La lutte contre la corruption est un des sujets qui recueille une grande adhésion populaire dans un pays où tous se sentent concernés et où tous pensent que, même si ils sont -un peu- corrupteurs, ils sont surtout les victimes de plus puissants. Toutefois, les campagnes de lutte contre les abus, que les précédents gouvernements ont largement utilisées, ont toujours semblé ne frapper que les « deuxièmes couteaux ». Si le discours de Xi reste le même que celui de ses prédécesseurs, les actes sont différents. Des personnalités de haut niveau sont régulièrement mises en cause et réellement sanctionnées. Ce qui a changé, c’est que le tripode Parti/Armée/Etat dont l’unicité assurait le fonctionnement du pays est en train de se fissurer. A l’intérieur de chacune de ces entités, comme à la tête des gouvernances locales et des grandes entreprises, les luttes entre ceux qui veulent que rien ne change et ceux qui veulent faire de la Chine un pays « normal » sont particulièrement âpres. La campagne actuelle de lutte contre la corruption, qui dépasse très largement en ampleur et en durée les précédentes est donc un moyen, pour Xi, d’éliminer des opposants sous prétexte de corruption et de mettre en place partout des directions conformes à ses orientations.

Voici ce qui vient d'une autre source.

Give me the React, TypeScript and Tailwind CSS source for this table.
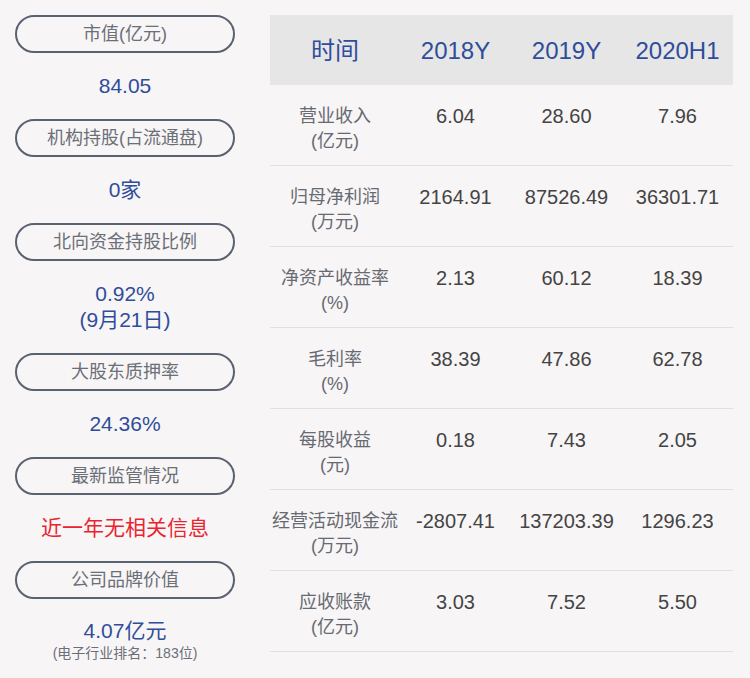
const font = { fontFamily: '"Liberation Sans", "Noto Sans CJK SC", sans-serif' };

type Stat = { label: string; lines: string[]; red?: boolean; note?: string };

const stats: Stat[] = [
  { label: "市值(亿元)", lines: ["84.05"] },
  { label: "机构持股(占流通盘)", lines: ["0家"] },
  { label: "北向资金持股比例", lines: ["0.92%", "(9月21日)"] },
  { label: "大股东质押率", lines: ["24.36%"] },
  { label: "最新监管情况", lines: ["近一年无相关信息"], red: true },
  { label: "公司品牌价值", lines: ["4.07亿元"], note: "(电子行业排名：183位)" },
];

const rows = [
  { name: "营业收入", unit: "(亿元)", vals: ["6.04", "28.60", "7.96"] },
  { name: "归母净利润", unit: "(万元)", vals: ["2164.91", "87526.49", "36301.71"] },
  { name: "净资产收益率", unit: "(%)", vals: ["2.13", "60.12", "18.39"] },
  { name: "毛利率", unit: "(%)", vals: ["38.39", "47.86", "62.78"] },
  { name: "每股收益", unit: "(元)", vals: ["0.18", "7.43", "2.05"] },
  { name: "经营活动现金流", unit: "(万元)", vals: ["-2807.41", "137203.39", "1296.23"] },
  { name: "应收账款", unit: "(亿元)", vals: ["3.03", "7.52", "5.50"] },
];

const App = () => {
  return (
    <div className="w-[750px] h-[678px] bg-[#f8f5f6] flex px-[15px] pt-[15px] overflow-hidden" style={font}>
      <div className="w-[220px] flex flex-col">
        {stats.map((s) => (
          <div key={s.label} className="flex flex-col">
            <div className="h-[38px] rounded-full border-2 border-[#5a6270] flex items-center justify-center text-[18px] text-[#6b6f77]">
              {s.label}
            </div>
            <div
              className={
                s.note
                  ? "pt-[19px] flex flex-col items-center"
                  : "py-[20px] flex flex-col items-center"
              }
            >
              {s.lines.map((l) => (
                <div
                  key={l}
                  className={
                    s.red
                      ? "text-[21px] leading-[26px] text-[#e8252f]"
                      : "text-[21px] leading-[26px] text-[#2f4d9b]"
                  }
                >
                  {l}
                </div>
              ))}
              {s.note && <div className="text-[14px] leading-[18px] text-[#6b6f77]">{s.note}</div>}
            </div>
          </div>
        ))}
      </div>
      <div className="ml-[35px] w-[463px] flex flex-col">
        <div className="grid grid-cols-[130px_1fr_1fr_1fr] h-[70px] pt-[2px] bg-[#e6e6e6] items-center text-center text-[24px] text-[#2f4d9b]">
          <div>时间</div>
          <div>2018Y</div>
          <div>2019Y</div>
          <div>2020H1</div>
        </div>
        {rows.map((r) => (
          <div
            key={r.name}
            className="grid grid-cols-[130px_1fr_1fr_1fr] h-[81px] pt-[19px] border-b border-[#e2e0e1] items-start text-center"
          >
            <div className="text-[18px] leading-[25px] text-[#666a72] flex flex-col">
              <span>{r.name}</span>
              <span>{r.unit}</span>
            </div>
            {r.vals.map((v, i) => (
              <div key={i} className="text-[20px] leading-[25px] text-[#444]">
                {v}
              </div>
            ))}
          </div>
        ))}
      </div>
    </div>
  );
};

export default App;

Dans un contexte de ralentissement de la croissance économique, de pollution aggravée et de montée des contestations sociales, à quels défis le gouvernement chinois devra-t-il répondre dans les années à venir? Le système de parti unique peut-il se maintenir? 

Deng Xiaoping avait choisi un modèle de développement basé sur la transformation du pays en une « usine du monde ». Ce modèle est en train d’exploser. La consommation intérieure n’a pas suffisamment pris le relais, la compétitivité du pays a baissé et la course en avant a provoqué une série de déséquilibres. Trop d’investissements au profit d’une économie beaucoup trop tournée vers l’exportation ont créé des surcapacités et des montagnes de dettes. Les besoins de productivité ont entraîné sur le plan matériel une montée de la pollution et des accidents industriels et, sur le plan humain, de grandes inégalités qui provoquent une fracture sociale génératrice de contestations. Le gouvernement a très peu de marge de manœuvre, car toutes les corrections des problèmes de dérives environnementales ou d’inégalités sociales ne pourront que faire encore baisser la compétitivité et aggraver les problèmes. Ceux-ci vont bien au-delà de la survie du Parti Communiste et c’est bien la stabilité du pays qui est menacée.